An automatic enrollment IRA similar to CalSavers’ plan is available from private financial service companies. And there are two additional types of IRA available from banks and investment firms that rely on employer contributions to boost workers’ accounts.

  • A SIMPLE IRA plan, which a business with 100 or fewer employees can offer, requires employers to match their employees’ contributions or kick in 2% of each employee’s compensation.
  • A simplified employee pension is funded entirely by employer contributions. Similar to SIMPLE IRA plans, the employer has to contribute at the same rate to all employees’ SEP IRAs, but the contribution limits are considerably higher — up to 25% of a worker’s pay, to a maximum of $61,000 in 2022.

One other option for employers is to offer a “defined benefit” pension, which pays workers a percentage of their salary after they retire based on how many years they’ve worked for the company. Only about a quarter of full-time private sector workers in the United States are covered by pensions, the Congressional Research Service reported.

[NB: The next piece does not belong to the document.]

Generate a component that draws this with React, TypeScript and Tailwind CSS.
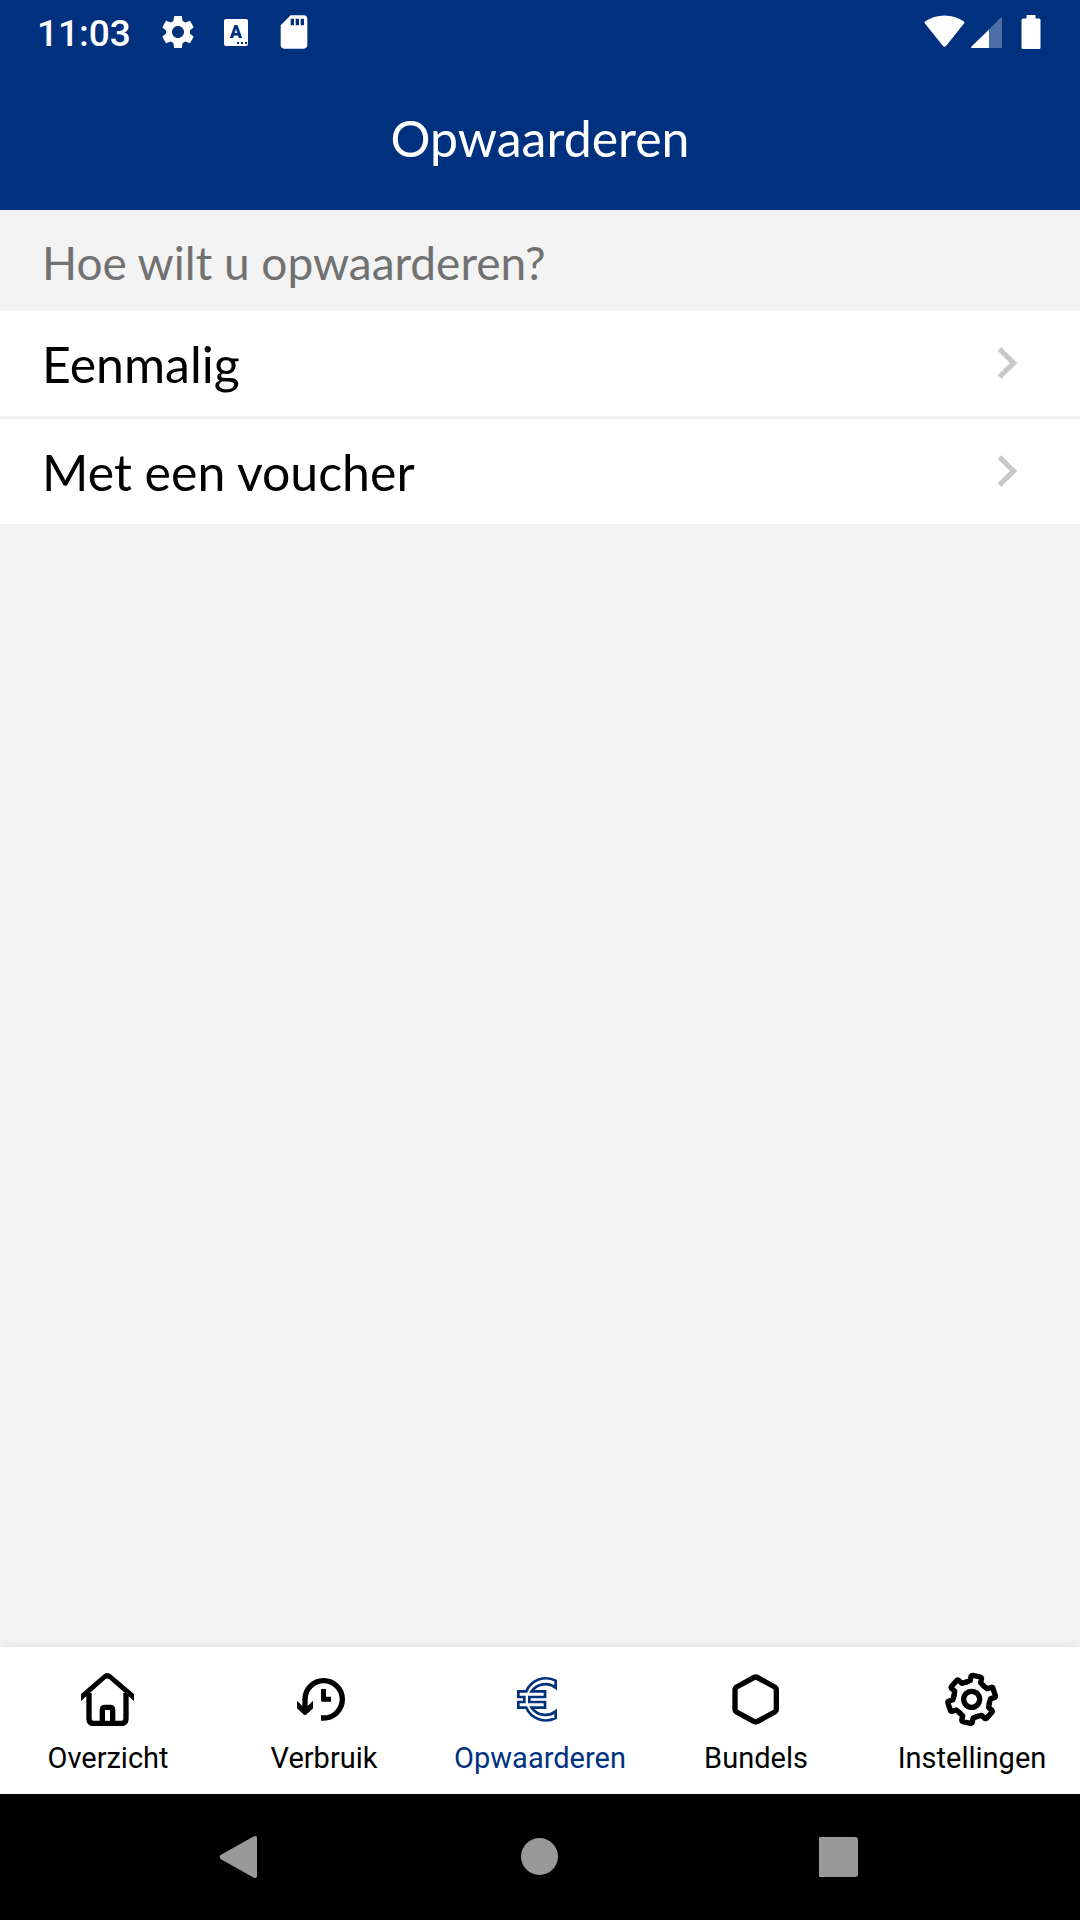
import type { ReactNode } from "react";
import { MdSdCard, MdSettings } from "react-icons/md";

type Tab = {
  label: string;
  icon: ReactNode;
  active?: boolean;
};

const options: string[] = ["Eenmalig", "Met een voucher"];

const tabs: Tab[] = [
  { label: "Overzicht", icon: <HomeIcon /> },
  { label: "Verbruik", icon: <HistoryIcon /> },
  { label: "Opwaarderen", icon: <EuroIcon />, active: true },
  { label: "Bundels", icon: <HexagonIcon /> },
  { label: "Instellingen", icon: <GearIcon /> },
];

export default function App() {
  return (
    <div className="min-h-screen flex flex-col bg-[#f3f3f3] text-black font-['Lato',sans-serif]">
      <header className="bg-[#00317f] text-white">
        <StatusBar />
        <h1 className="h-[147px] pt-[2px] flex items-center justify-center text-[50px] leading-[60px]">
          Opwaarderen
        </h1>
      </header>

      <main className="flex-1">
        <h2 className="px-[42px] pt-[22px] pb-[18px] text-[46px] leading-[61px] text-[#717171]">
          Hoe wilt u opwaarderen?
        </h2>
        <ul className="flex flex-col gap-[3px]">
          {options.map((option) => (
            <li key={option}>
              <button
                type="button"
                className="w-full h-[105px] pl-[42px] pr-[63px] flex items-center justify-between bg-white text-[50px] leading-[60px] cursor-pointer"
              >
                {option}
                <ChevronIcon />
              </button>
            </li>
          ))}
        </ul>
      </main>

      <nav className="grid grid-cols-5 h-[147px] bg-white font-['Roboto',sans-serif] shadow-[0_0_10px_rgba(0,0,0,0.1)]">
        {tabs.map((tab) => (
          <a
            key={tab.label}
            href="#"
            className={
              tab.active
                ? "flex flex-col items-center gap-3 pt-[22px] text-[#00317f]"
                : "flex flex-col items-center gap-3 pt-[22px]"
            }
          >
            {tab.icon}
            <span className="text-[29px] leading-[34px]">{tab.label}</span>
          </a>
        ))}
      </nav>

      <SystemNav />
    </div>
  );
}

function StatusBar() {
  return (
    <div className="h-[63px] pl-[37px] pr-[39px] flex items-center justify-between font-['Roboto',sans-serif]">
      <div className="flex items-center">
        <span className="text-[37px] leading-[40px] font-medium pt-1">11:03</span>
        <div className="flex items-center gap-[18px] ml-[27px]">
          <MdSettings className="size-10" />
          <svg viewBox="0 0 40 40" className="size-10">
            <rect x="8" y="7" width="24" height="27" rx="2" fill="currentColor" />
            <text
              x="20"
              y="26"
              textAnchor="middle"
              fontSize="18"
              fontWeight="900"
              fontFamily="Roboto, sans-serif"
              fill="#00317f"
            >
              A
            </text>
            <path d="M21 30h2v2h-2zM25 30h2v2h-2zM29 30h2v2h-2z" fill="#00317f" />
          </svg>
          <MdSdCard className="size-10" />
        </div>
      </div>

      <div className="flex items-center">
        {/* Wifi */}
        <svg viewBox="0 0 41 34" className="w-[41px] h-[34px]" fill="currentColor">
          <path d="M1 8.500Q0 7.500 1 6.500C12 -1.500 29 -1.500 40 6.500Q41 7.500 40 8.500L22 31Q20.500 32.500 19 31Z" />
        </svg>
        {/* Signal */}
        <svg viewBox="0 0 32 34" className="w-8 h-[34px] ml-[6px]" fill="currentColor">
          <path d="M18 14.500L29.500 3Q31 2 31 4V32Q31 33 30 33H18Z" opacity="0.3" />
          <path d="M18 14.500V33H1Q-0.500 33 0.500 31.500Z" />
        </svg>
        {/* Battery */}
        <svg viewBox="0 0 20 34" className="w-5 h-[34px] ml-[18px]" fill="currentColor">
          <path d="M5.500 0H14.500V3.500H18Q19.500 3.500 19.500 5V32.500Q19.500 34 18 34H2Q0.500 34 0.500 32.500V5Q0.500 3.500 2 3.500H5.500Z" />
        </svg>
      </div>
    </div>
  );
}

function SystemNav() {
  return (
    <div className="bg-black text-[#999999]">
      <div className="w-5/6 h-[126px] mx-auto grid grid-cols-3 place-items-center">
        <button type="button" aria-label="Back" className="cursor-pointer">
          <svg viewBox="0 0 42 42" className="size-[42px]" fill="currentColor">
            <path d="M1.500 19L34.500 0.500Q38 -1 38 2V40Q38 43 34.500 41.500L1.500 23Q0 21 1.500 19Z" />
          </svg>
        </button>
        <button type="button" aria-label="Home" className="cursor-pointer">
          <svg viewBox="0 0 42 42" className="size-[42px]" fill="currentColor">
            <circle cx="20.500" cy="20.500" r="18.500" />
          </svg>
        </button>
        <button type="button" aria-label="Recent" className="cursor-pointer">
          <svg viewBox="0 0 42 42" className="size-[42px]" fill="currentColor">
            <rect x="-1" y="1" width="40" height="40" rx="3" />
          </svg>
        </button>
      </div>
    </div>
  );
}

function ChevronIcon() {
  return (
    <svg viewBox="0 0 20 34" className="w-5 h-[34px]" fill="none">
      <path d="M2.500 2L16.500 16L2.500 30" stroke="#c7c7cc" strokeWidth="5.200" />
    </svg>
  );
}

function HomeIcon() {
  return (
    <svg viewBox="0 0 180 180" className="size-[60px]" fill="none">
      <path
        d="M9 75L76 17Q88 7 100 17L168 75V96L94 31Q88 26 82 31L9 96Z"
        fill="currentColor"
      />
      <path
        d="M33 72V149Q33 163 47 163H130Q144 163 144 149V72M73 163V123Q73 115 81 115H96Q104 115 104 123V163"
        stroke="currentColor"
        strokeWidth="16"
      />
    </svg>
  );
}

function HistoryIcon() {
  return (
    <svg viewBox="0 0 180 180" className="size-[60px]" fill="none">
      <path
        d="M33 120V91A56 56 0 1 1 89 147H81"
        stroke="currentColor"
        strokeWidth="16"
      />
      <path
        d="M9 95L25 111H41L57 95V118L38 136Q33 141 28 136L9 118ZM81 60H96V83H111V98H85Q81 98 81 94Z"
        fill="currentColor"
      />
    </svg>
  );
}

function EuroIcon() {
  return (
    <svg viewBox="0 0 180 180" className="size-[60px]" fill="none">
      <path
        d="M137 35A64 64 0 0 0 49 67H25V84H43V99H25V116H49A64 64 0 0 0 137 147V127A50 50 0 0 1 65 116H105V99H58V84H105V67H65A50 50 0 0 1 137 56Z"
        stroke="currentColor"
        strokeWidth="8"
      />
    </svg>
  );
}

function HexagonIcon() {
  return (
    <svg viewBox="0 0 180 180" className="size-[60px]" fill="none">
      <path
        d="M83 26Q89 22 95 26L146 54Q151 57 151 63V120Q151 126 146 129L95 157Q89 161 83 157L32 129Q27 126 27 120V63Q27 57 32 54Z"
        stroke="currentColor"
        strokeWidth="16"
      />
    </svg>
  );
}

function GearIcon() {
  return (
    <svg
      viewBox="0 0 180 180"
      className="size-[60px]"
      fill="none"
      stroke="currentColor"
      strokeWidth="16"
      strokeLinecap="round"
      strokeLinejoin="round"
    >
      <circle cx="89" cy="91" r="24" />
      {[12, 72, 132, 192, 252, 312].map((angle) => (
        <path
          key={angle}
          d="M-27 -47L-16 -54V-68Q-15 -71 -12 -71H12Q15 -71 16 -68V-54L27 -47"
          transform={`translate(89 91) rotate(${angle})`}
        />
      ))}
    </svg>
  );
}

Those plans have faded over the last several decades because of the cost and risk they carry for employers, who have to pay the promised benefits regardless of the health of the pension fund’s investments.

Employers who are torn between a 401(k) and an IRA plan can always change their minds down the road. If they decide to switch from an IRA to a 401(k) plan or vice versa, their employees can choose to roll over their accounts into the new plan or start a second retirement account without incurring tax penalties.